İki ay önce Madrid’e biletimi aldığım günlerde Katalonya krizi ve olaylar baş göstermişti. Ama gidiş kararımı etkilemedi. Son yıllarda canlılığı sürekli artan ve yaşayan şehirlerin başında geliyor Madrid. Bizdeki görünümün aksine kebapçı bolluğu yerine deniz ürünleri restoranları çok yaygın. Deniz ürünlü tapaslar, kalamarlı sandviçler…

O’PAZO FARKLI

Dışarıda yemek yeme alışkanlıklarının yoğun olduğu ülkelere hep gıpta ile bakıyorum. Bazıları evlerindeki mutfakları bile kapatmış. O’Pazo’da öğle yemeği için rezervasyon yaptırmıştım. Patronun güler yüzle karşılamasıyla masama oturdum ve kendisiyle sohbete başladık. Heyecanı hiç tükenmemiş.

İlk müşteri olunca biraz tereddüt yaşadım ama yarım saat sonra restoran doldu. Yıllar önce Londra’daki dünyanın en iyi restoranı seçilen Fat Duck’a gittiğimde de aynı şoku yaşamıştım. Dört duvar arası bir yer, duvarlarda tablo bile yoktu.
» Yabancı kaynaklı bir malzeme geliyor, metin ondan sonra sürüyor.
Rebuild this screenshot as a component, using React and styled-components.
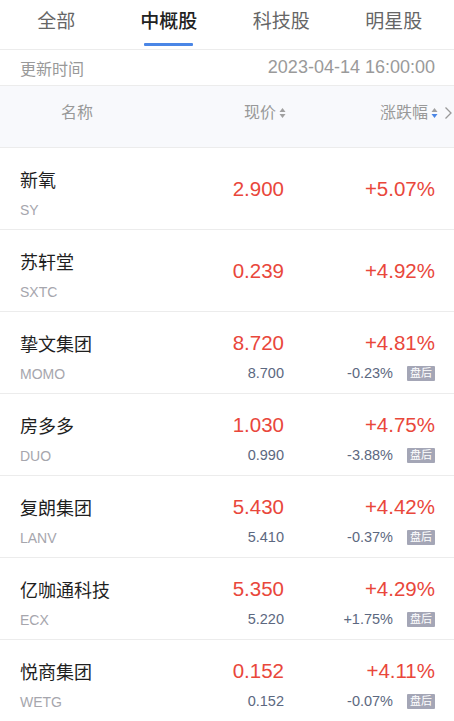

Ama tek yol lezzet konusu hakimdi. Estetik tatmin lezzet ile birleşince başarı kaçınılmaz oluyor. Denizden babam çıksa yerim tabiri burası için geçerli. Kuver olarak masaya gelen deniz salyangozları, çocukluğumda süs olarak topladığım günlere götürdü beni. Kaynar suda 30 saniye haşlanıp sıcak olarak masaya getirilen salyangozlar çok lezzetliydi. Deniz kulağı, kerevit ne ararsanız var. Getaria’daki Elkano mu yoksa Madrid’deki O’Pazo mu ikilemine düştüm. Bu seyahatimde O’Pazo biraz ağır bastı. Bütün olarak sunulan olta kalamarı, Galiçya ahtapotu ve karides hem taze hem olağanüstü lezzetteydi. Karidesli pilav, ızgara mercan nirvanaya yolculuk yaptırdı adeta. 

BİTMEYEN KUYRUKLAR

1860 yılından beri faaliyet gösteren Casa Labra’da 1 saat kuyrukta bekleyip patatesli, peynirli kroket ve morina pane denemek, peçetelerin yerlere atıldığını görüp, ayakta bir köşeye sıkışıp yemek yemek bir defalık deneyim için çekilir!

Bir başka yemek kuyruğu ise rezervasyonsuz gidilen Casa Mingo’da vardı. Ayaklarım şişti, dışarıda tam 70 dakika bekledim. Çünkü köy tavuğunun tadını özlemiştim. Ana yemek öncesi sunulan sucuk ve soğanlı omlet de buraya insanları çekmeye yeterli.

Dört saatte bitmeyecek bir başka kuyruk gözüme çarptı. Yaklaşan yılbaşı loteria bileti almak için İspanya’nın Nimet Abla’sı sayılan Dona Monalita isimli uğurlu (!) büfenin önünde bitmeyen bir kuyruk vardı. Umut dünyası ne milliyet ne de ülke tanıyor!